In the UK at present, tobacco firms are subject to a voluntary agreement on advertising and promotion signed annually by the Department of Health and the Tobacco Manufacturers Association. Although there are specific categories relating to press, posters, television and radio advertising, there is no section exclusively governing the Internet.

However paragraph 2.17 of the voluntary agreement says: “The industry will undertake not to advertise tobacco products on computer games or on any other computer equipment or software which is available to, or likely to be seen by, members of the public.” It is this section which is being applied to the Net.

The tobacco companies believe the voluntary agreement prevents them from setting up branded sites, although there is confusion within the industry as to what they can and cannot do. But what is the difference anyway? The Gallaher and Imperial sites may not be called Silk Cut or Embassy Regal but they do contain brand data and graphics.

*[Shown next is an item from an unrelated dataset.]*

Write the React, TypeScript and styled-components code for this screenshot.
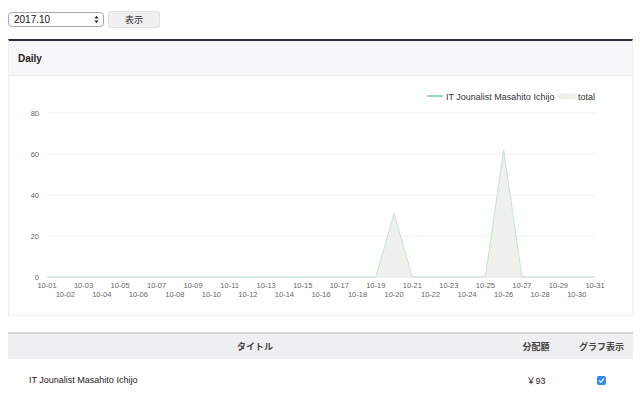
import styled, { createGlobalStyle } from "styled-components";

const GlobalStyle = createGlobalStyle`
  body {
    margin: 0;
    background: #ffffff;
    font-family: "Liberation Sans", Arial, "Noto Sans CJK JP", sans-serif;
    color: #333333;
  }
`;

const Page = styled.div`
  padding: 11px 8px 0 8px;
  width: 625px;
`;

const Toolbar = styled.div`
  display: flex;
  align-items: center;
  gap: 4px;
  height: 17px;
`;

const MonthSelect = styled.div`
  box-sizing: border-box;
  width: 96px;
  height: 15px;
  border: 1px solid #a9a9a9;
  border-radius: 4px;
  background: #ffffff;
  display: flex;
  align-items: center;
  justify-content: space-between;
  padding: 0 4px 0 5px;
  font-size: 10px;
  color: #111111;
  svg {
    display: block;
  }
`;

const ShowButton = styled.button`
  box-sizing: border-box;
  width: 52px;
  height: 17px;
  border: 1px solid #e2e2e2;
  background: #f0f0f0;
  border-radius: 2px;
  font-family: "Noto Sans CJK JP", sans-serif;
  font-size: 9px;
  color: #333;
  padding: 0;
`;

const Panel = styled.div`
  margin-top: 11px;
  border-top: 2px solid #2a2d43;
  border-left: 1px solid #eeeeee;
  border-right: 1px solid #eeeeee;
  border-bottom: 1px solid #eeeeee;
`;

const PanelHeader = styled.div`
  height: 34px;
  background: #f6f7f8;
  border-bottom: 1px solid #ececec;
  display: flex;
  align-items: center;
  padding-left: 9px;
  font-size: 10px;
  font-weight: bold;
  color: #222;
`;

const ChartBody = styled.div`
  height: 239px;
  background: #ffffff;
  svg {
    display: block;
  }
`;

const DataTable = styled.table`
  margin-top: 16px;
  width: 625px;
  border-collapse: collapse;
  font-size: 9px;
  th {
    background: #eeeff1;
    border-top: 2px solid #d7d8da;
    height: 25px;
    font-family: "Noto Sans CJK JP", sans-serif;
    font-weight: bold;
    font-size: 9px;
    color: #444;
    padding: 0;
  }
  td {
    height: 42px;
    padding: 0;
    color: #222;
  }
`;

const TitleCell = styled.td`
  padding-left: 21px !important;
  font-size: 9px;
`;

const CenterCell = styled.td`
  text-align: center;
`;

const Check = styled.span`
  display: inline-block;
  width: 9px;
  height: 9px;
  border-radius: 2px;
  background: #2f88f7;
  position: relative;
  vertical-align: middle;
  svg {
    position: absolute;
    left: 1px;
    top: 1px;
  }
`;

const days = Array.from({ length: 31 }, (_, i) => i + 1);
const values = days.map((d) => (d === 20 ? 31 : d === 26 ? 62 : 0));

const X0 = 38;
const X1 = 586;
const Y0 = 201;
const step = (X1 - X0) / 30;
const yOf = (v: number) => Y0 - (v / 80) * (Y0 - 37);
const xOf = (i: number) => X0 + i * step;

function Chart() {
  const pts = values.map((v, i) => `${xOf(i)},${yOf(v)}`).join(" ");
  const area = `${X0},${Y0} ${pts} ${X1},${Y0}`;
  return (
    <svg width={623} height={239} fontFamily="Liberation Sans, Arial, sans-serif">
      <line x1={418} y1={20} x2={434} y2={20} stroke="#5fd59a" strokeWidth={1.5} />
      <text x={437} y={23.5} fontSize={9} fill="#333">IT Jounalist Masahito Ichijo</text>
      <rect x={550} y={18} width={16} height={5} fill="#eef1ec" stroke="#dfe8de" strokeWidth={0.5} />
      <text x={569} y={23.5} fontSize={9} fill="#333">total</text>
      {[0, 20, 40, 60, 80].map((v) => (
        <g key={v}>
          <line x1={X0} y1={yOf(v)} x2={X1} y2={yOf(v)} stroke={v === 0 ? "#dde5dd" : "#efefef"} strokeWidth={1} />
          <text x={30} y={yOf(v) + 2.5} fontSize={7.5} fill="#666" textAnchor="end">{v}</text>
        </g>
      ))}
      <polygon points={area} fill="rgba(236,240,234,0.9)" stroke="none" />
      <polyline points={pts} fill="none" stroke="#c4e3cf" strokeWidth={1} />
      {days.map((d, i) => (
        <text
          key={d}
          x={xOf(i)}
          y={i % 2 === 0 ? 212 : 221}
          fontSize={7.5}
          fill="#666"
          textAnchor="middle"
        >
          {`10-${String(d).padStart(2, "0")}`}
        </text>
      ))}
    </svg>
  );
}

export default function App() {
  return (
    <Page>
      <GlobalStyle />
      <Toolbar>
        <MonthSelect>
          <span>2017.10</span>
          <svg width={5} height={9} viewBox="0 0 5 9">
            <path d="M0.5 3.5 L2.5 0.8 L4.5 3.5 Z M0.5 5.5 L2.5 8.2 L4.5 5.5 Z" fill="#222" />
          </svg>
        </MonthSelect>
        <ShowButton>表示</ShowButton>
      </Toolbar>
      <Panel>
        <PanelHeader>Daily</PanelHeader>
        <ChartBody>
          <Chart />
        </ChartBody>
      </Panel>
      <DataTable>
        <thead>
          <tr>
            <th style={{ width: 494 }}>タイトル</th>
            <th style={{ width: 68 }}>分配額</th>
            <th>グラフ表示</th>
          </tr>
        </thead>
        <tbody>
          <tr>
            <TitleCell>IT Jounalist Masahito Ichijo</TitleCell>
            <CenterCell>￥93</CenterCell>
            <CenterCell>
              <Check>
                <svg width={7} height={7} viewBox="0 0 7 7">
                  <path d="M1 3.6 L2.8 5.3 L6 1.5" fill="none" stroke="#fff" strokeWidth={1.2} />
                </svg>
              </Check>
            </CenterCell>
          </tr>
        </tbody>
      </DataTable>
    </Page>
  );
}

Other sites, such as the one for the Whitbread Round the World yacht race include attractive graphics for Silk Cut, one of the race sponsors. As do those for Formula One motor racing.

The point is that at the moment there are no parameters for any advertiser on the Internet – there is no legal barrier to prevent UK tobacco firms promoting, or indeed selling, tobacco through this medium. The companies believe paragraph 2.17 prevents this but the legal position is unclear.

TMA executive director for industrial affairs John Carlisle says: “We have agreed with the DoH that the Internet will not carry any form of tobacco advertising. As we understand it we can’t advertise or sell on the Internet.”

Imperial Tobacco’s group communications manager, Liz Buckingham, says: “There are no plans to do anything other than provide corporate information. The voluntary agreement prevents us from setting up individual branded sites.

“It is very clear to me that you can’t advertise tobacco brands on computer equipment. To sell [on the Internet] you presumably have to have the brand up, therefore it is a form of advertising. That would be outside the terms of the voluntary agreement,” says Buckingham.

A Health department spokeswoman says: “The tobacco company home pages which don’t involve tobacco advertising won’t be in breach of that voluntary agreement.”

But, the Internet is a new med-ium. And Chris Reed, spokesman for the Advertising Standards Authority, which monitors the sector through its Electronic Media Standing Group, admits that the definition of an ad on the Internet is a grey area.

“The industry is trying to draw a distinction between advertising and editorial on a Website,” says Reed. “The question is should everything on a site be considered advertising or should the definit ion be limited to brand-specific information.”

Neither the ASA nor the Com-mittee for Monitoring Agree ments on Tobacco Advertising & Sponsorship, which oversees the voluntary agreement, have received any complaints about tobacco advertising on the Internet.

Imperial Tobacco and Gallaher say their home pages offer a service to investors. But ASH is keeping a close eye on them. Sandford says: “They [tobacco firms] are obviously testing the water and I wouldn’t be surprised if they try to push the agreement to the limit to see what they can get away with.”

The pressure group is particularly concerned about Websites used as part of brand-stretching exercises. In a recent report the group refers to a number of sites which it considers promote tobacco, including one based in Germany for the brand West. It also refers to a California-based site called Circuit Breaker, which it claims started off as an indirect promotion for Lucky Strike and is now openly sponsored by Brown & Williamson.

ASH also claims that the UK-based Rizla Website promotes tobacco although, not being a tobacco product, Rizla is not bound by restrictions on advertising. Yet the company, which was taken over by Imperial Tobacco last year, has felt the need to place a warning on the front page of its Website for anyone aged under 18 not to proceed further.

Information technology solicitor Bina Cunningham, of Willough-by & Partners, says: “I think it is very difficult for companies. There is no one law that governs the whole of the Internet. Anyone who advertises or has a Website has to be aware of the laws in individual countries.”

The Government White Paper on smoking, due out this summer, will include proposals on advertising and sponsorship but it is not expected to address the Internet.

However, activity on the Internet will be subjected to the European Directive on advertising and sponsorship of tobacco products as and when it is implemented by member states. But the directive will have little effect when it comes to monitoring Websites set up by companies outside the EC.

Faced with increasing regulation, the tobacco companies have spent the past 30 years finding new ways to promote their brands. The Internet – a medium which is not yet subject to any form of formal regulation – looks like it could be the latest.